As a “for instance” to this, when cutting certain acute angles on baseboard, your compound miter saw might not be able to get a small enough angle, but the talented DIYer knows that if you reorient that work piece and change the saw's angle to one that's complimentary to the one that you're after, you can get there. That talented fellow can see this. I, on the other hand, have researched this point, have played with getting it to work, have drawn it out, have measured it, have applied a fair amount of trigonometry to understand it, and I just don't get it. I'm a bit of a talentless hack.

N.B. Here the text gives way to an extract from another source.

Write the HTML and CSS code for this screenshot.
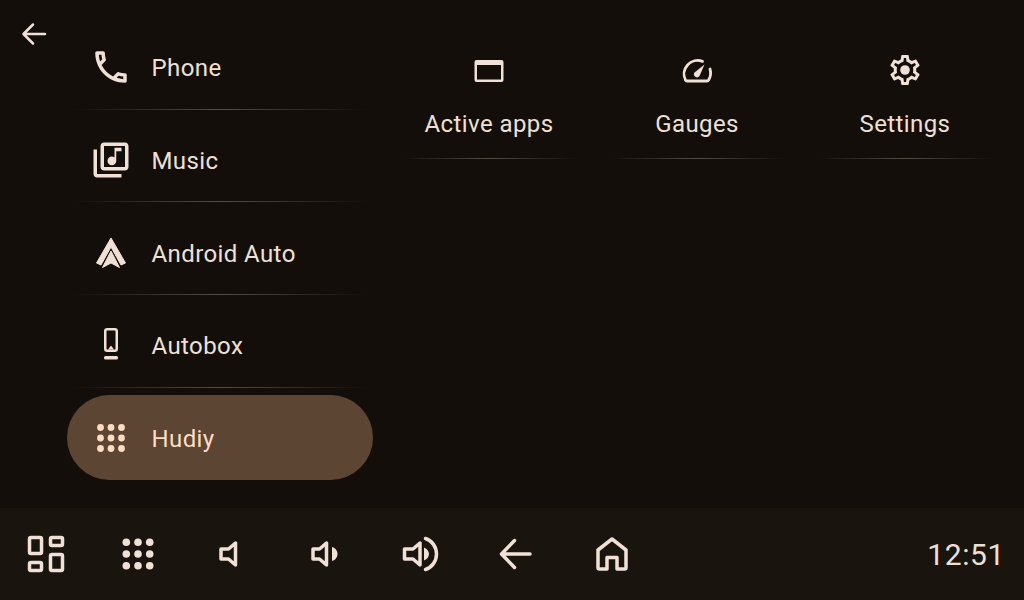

By the way, I've learned to try to NOT get information from a talented individual. I'd rather get it from a skilled individual. This is because, I think, the talented individual has an expectation that everyone can see things the way that they can see them. They tend to answer in not-quite-complete sentences, and expect you to know what they're talking about; they often come across as derisive, apparently appalled at your lack of know-how. Talented people tend to not know how they know what they know, and therefore don't know how to communicate what they know (especially to me: an over-analytical square-peg engineer).
So putting this all together, I've got an equation wherein:
Talent is the most important factor; probably an exponential factor here.
Time is critical...anyone can screw up a project by rushing it.
Information is probably the next most important variable.
Tools are important, but there are usually ways to get around not having quite the right tool.
What does the equation look like? I'm not sure, but I think that I have a handle on the variables and their relative importance. As I've mentioned, I'm a bit of a talentless hack: I take lots and lots of time, I ask upwards of 20 folks the same questions, I look online for information, and I almost always ensure that I've got the right tools.
I also happen to think that DIY projects are very similar to craft projects in general.
So I'm wondering if anyone else has thoughts of how they get through their projects? Where do you go for information, or are you one of those folks who just knows how to do what you're trying to do?